EXERCISE AIM:
Your answer is a single number: the count of lines that contain the string "this".

SOURCE EXCERPT:
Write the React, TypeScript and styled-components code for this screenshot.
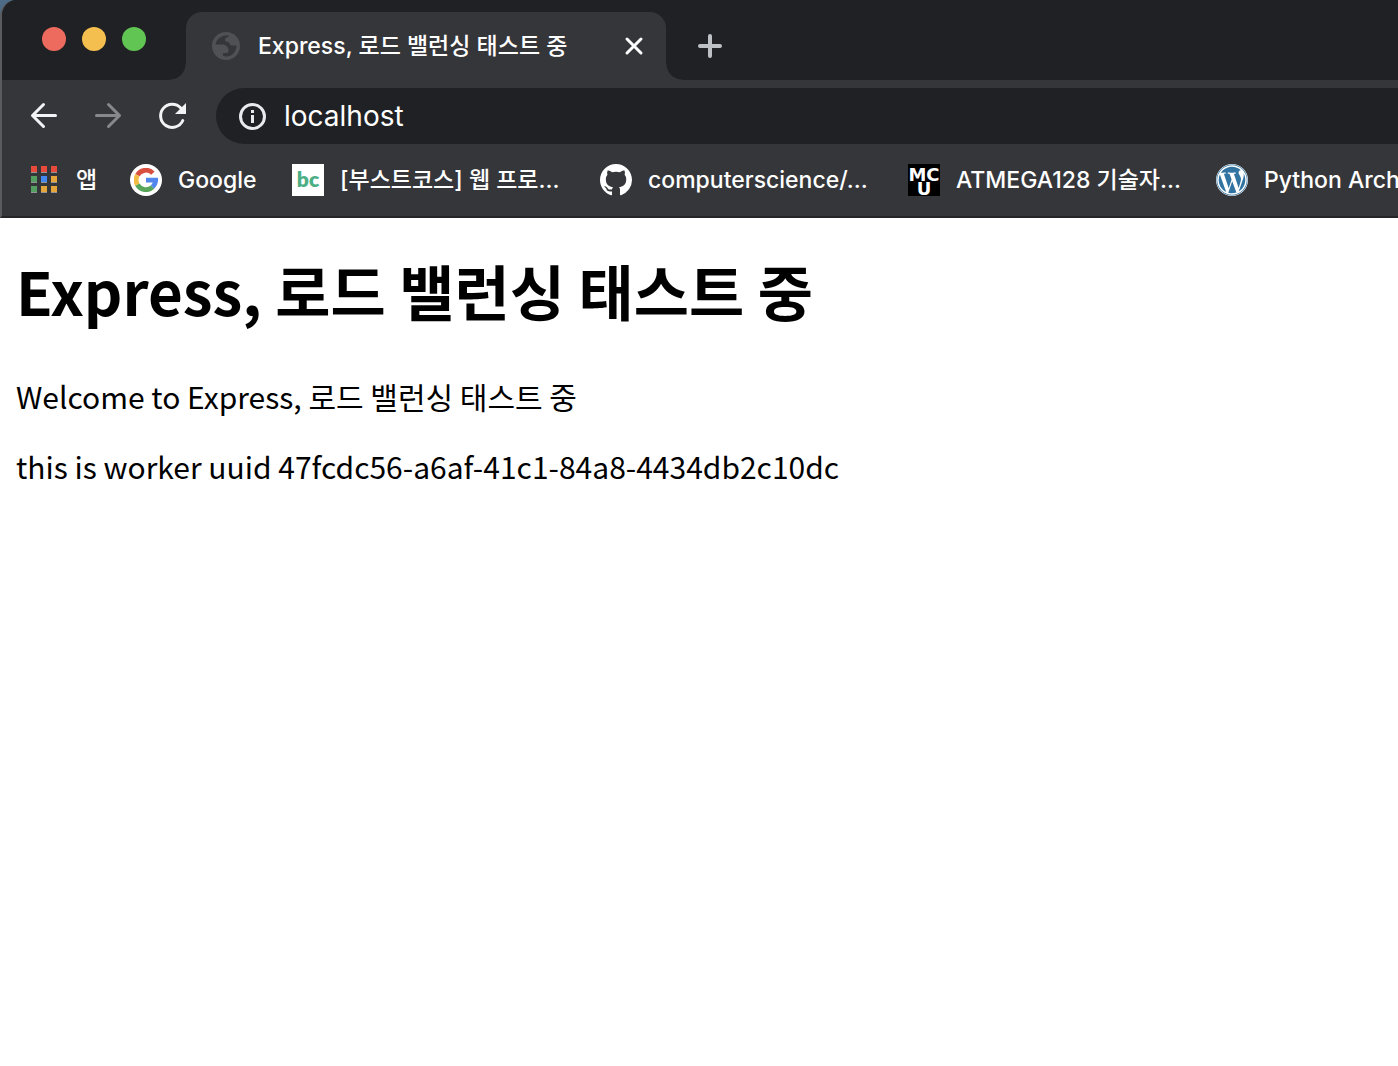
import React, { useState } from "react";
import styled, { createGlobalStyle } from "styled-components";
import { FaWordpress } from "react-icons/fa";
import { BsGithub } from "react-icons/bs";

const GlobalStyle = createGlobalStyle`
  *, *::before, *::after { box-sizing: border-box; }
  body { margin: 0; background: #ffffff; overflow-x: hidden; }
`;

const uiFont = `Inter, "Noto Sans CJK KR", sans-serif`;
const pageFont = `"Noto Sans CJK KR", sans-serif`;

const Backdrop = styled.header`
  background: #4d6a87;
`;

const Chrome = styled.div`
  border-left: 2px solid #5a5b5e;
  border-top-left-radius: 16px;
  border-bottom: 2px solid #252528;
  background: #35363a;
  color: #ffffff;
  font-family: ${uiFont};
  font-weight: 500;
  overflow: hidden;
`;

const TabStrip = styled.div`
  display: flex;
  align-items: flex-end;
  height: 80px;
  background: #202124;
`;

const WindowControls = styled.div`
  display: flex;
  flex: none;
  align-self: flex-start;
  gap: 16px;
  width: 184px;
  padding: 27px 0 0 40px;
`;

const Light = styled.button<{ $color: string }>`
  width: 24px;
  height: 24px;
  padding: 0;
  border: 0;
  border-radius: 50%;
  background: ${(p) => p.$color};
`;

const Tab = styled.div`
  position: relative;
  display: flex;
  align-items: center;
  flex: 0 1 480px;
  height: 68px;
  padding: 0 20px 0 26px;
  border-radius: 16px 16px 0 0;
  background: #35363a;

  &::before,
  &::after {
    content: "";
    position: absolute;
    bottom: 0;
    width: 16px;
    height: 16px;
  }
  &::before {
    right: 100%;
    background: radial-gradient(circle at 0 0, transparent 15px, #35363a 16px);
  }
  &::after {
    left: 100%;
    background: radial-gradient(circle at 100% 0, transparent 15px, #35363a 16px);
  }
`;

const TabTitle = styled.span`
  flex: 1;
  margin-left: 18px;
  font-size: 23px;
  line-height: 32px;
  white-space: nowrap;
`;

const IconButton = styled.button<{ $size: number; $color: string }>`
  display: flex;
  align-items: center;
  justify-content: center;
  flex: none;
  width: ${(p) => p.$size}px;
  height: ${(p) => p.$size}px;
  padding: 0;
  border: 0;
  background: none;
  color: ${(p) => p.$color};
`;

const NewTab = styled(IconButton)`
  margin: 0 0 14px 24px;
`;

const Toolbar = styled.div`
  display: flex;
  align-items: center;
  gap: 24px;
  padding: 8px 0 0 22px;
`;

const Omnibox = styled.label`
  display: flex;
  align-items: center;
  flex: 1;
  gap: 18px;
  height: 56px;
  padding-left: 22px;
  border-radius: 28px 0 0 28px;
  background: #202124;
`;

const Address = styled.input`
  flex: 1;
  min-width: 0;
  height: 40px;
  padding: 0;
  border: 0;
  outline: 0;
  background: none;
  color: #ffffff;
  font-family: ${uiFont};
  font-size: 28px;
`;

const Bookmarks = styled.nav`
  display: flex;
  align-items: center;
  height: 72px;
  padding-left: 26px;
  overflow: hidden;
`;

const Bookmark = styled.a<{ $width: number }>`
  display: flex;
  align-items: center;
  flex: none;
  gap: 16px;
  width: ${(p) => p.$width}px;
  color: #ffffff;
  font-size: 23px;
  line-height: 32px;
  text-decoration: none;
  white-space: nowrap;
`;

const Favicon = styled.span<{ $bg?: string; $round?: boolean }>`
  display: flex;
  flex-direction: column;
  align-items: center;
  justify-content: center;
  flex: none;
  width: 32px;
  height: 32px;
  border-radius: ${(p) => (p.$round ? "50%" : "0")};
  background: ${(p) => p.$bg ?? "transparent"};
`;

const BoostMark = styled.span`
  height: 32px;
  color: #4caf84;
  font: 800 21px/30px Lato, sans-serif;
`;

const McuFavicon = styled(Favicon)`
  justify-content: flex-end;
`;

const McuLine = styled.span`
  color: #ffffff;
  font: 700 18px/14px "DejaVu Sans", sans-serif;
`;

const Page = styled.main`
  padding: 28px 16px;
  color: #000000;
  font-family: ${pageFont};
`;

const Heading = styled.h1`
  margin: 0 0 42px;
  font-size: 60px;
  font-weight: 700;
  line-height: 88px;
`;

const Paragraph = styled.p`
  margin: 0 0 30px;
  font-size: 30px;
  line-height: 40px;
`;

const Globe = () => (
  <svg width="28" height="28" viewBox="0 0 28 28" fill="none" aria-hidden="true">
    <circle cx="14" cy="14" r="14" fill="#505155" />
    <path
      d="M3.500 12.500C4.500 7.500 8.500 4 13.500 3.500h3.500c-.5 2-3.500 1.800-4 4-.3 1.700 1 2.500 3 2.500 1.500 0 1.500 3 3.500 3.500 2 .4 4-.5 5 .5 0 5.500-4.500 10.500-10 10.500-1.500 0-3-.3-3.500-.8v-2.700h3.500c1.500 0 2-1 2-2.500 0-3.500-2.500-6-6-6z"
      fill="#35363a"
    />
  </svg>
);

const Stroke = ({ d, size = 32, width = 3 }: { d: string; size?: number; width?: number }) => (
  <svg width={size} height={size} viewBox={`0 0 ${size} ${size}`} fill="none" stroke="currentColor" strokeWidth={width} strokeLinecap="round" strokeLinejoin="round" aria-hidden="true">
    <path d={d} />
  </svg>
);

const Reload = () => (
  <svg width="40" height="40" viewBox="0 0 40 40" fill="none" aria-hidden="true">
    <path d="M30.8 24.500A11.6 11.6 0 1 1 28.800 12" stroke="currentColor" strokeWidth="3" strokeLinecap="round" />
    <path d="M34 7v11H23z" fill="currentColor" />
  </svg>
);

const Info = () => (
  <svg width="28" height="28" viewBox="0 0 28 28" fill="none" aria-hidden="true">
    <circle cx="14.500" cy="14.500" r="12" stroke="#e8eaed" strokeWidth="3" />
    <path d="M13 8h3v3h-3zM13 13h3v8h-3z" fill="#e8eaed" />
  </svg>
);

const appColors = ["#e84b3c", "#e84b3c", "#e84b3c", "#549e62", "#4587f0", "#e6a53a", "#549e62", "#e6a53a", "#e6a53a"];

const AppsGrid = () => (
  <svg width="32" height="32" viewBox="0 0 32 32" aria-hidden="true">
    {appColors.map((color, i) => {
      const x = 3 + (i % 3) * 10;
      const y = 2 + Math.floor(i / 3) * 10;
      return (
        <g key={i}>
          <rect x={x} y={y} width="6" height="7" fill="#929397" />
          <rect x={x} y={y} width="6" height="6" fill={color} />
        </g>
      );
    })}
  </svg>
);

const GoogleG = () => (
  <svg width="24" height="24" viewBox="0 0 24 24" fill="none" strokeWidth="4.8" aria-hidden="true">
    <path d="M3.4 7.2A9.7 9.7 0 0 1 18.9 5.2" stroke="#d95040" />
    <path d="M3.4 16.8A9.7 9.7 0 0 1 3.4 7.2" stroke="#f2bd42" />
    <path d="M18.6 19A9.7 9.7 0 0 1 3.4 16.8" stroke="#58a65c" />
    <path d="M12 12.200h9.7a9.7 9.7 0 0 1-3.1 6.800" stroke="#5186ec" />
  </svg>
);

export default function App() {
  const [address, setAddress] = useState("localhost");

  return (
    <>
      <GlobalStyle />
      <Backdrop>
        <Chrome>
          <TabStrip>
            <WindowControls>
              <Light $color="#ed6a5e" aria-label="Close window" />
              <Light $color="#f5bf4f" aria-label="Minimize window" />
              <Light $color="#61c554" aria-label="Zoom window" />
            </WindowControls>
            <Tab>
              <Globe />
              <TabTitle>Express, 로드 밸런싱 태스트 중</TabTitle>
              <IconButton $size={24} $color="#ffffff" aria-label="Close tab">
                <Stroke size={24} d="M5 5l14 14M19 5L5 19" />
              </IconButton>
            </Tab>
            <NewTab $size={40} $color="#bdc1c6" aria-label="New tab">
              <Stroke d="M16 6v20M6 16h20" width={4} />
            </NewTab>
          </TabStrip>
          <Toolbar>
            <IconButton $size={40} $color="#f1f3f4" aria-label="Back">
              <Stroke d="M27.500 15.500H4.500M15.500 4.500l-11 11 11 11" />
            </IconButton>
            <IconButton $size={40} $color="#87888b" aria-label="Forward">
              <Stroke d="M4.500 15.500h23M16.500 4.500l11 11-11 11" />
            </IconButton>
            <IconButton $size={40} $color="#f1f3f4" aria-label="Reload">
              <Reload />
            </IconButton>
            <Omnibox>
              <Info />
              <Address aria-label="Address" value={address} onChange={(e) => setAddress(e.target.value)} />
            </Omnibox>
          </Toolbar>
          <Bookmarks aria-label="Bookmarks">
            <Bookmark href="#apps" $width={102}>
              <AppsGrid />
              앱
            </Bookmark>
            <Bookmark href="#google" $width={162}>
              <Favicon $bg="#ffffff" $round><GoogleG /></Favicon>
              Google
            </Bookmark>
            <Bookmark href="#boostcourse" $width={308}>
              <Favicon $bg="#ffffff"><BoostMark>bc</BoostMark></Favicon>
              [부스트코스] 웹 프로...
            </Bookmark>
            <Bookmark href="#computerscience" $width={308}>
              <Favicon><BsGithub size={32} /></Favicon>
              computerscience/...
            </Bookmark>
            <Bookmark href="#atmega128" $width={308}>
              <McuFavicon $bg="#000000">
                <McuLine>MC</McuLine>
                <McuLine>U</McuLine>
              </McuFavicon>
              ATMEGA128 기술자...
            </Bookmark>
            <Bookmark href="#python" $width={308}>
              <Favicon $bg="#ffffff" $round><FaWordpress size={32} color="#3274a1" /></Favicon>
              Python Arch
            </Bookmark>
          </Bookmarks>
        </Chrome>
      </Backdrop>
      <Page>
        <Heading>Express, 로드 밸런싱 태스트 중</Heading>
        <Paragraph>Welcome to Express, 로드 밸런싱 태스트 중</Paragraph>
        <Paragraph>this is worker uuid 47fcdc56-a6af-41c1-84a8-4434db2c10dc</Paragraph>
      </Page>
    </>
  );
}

CORRECT RESULT:
2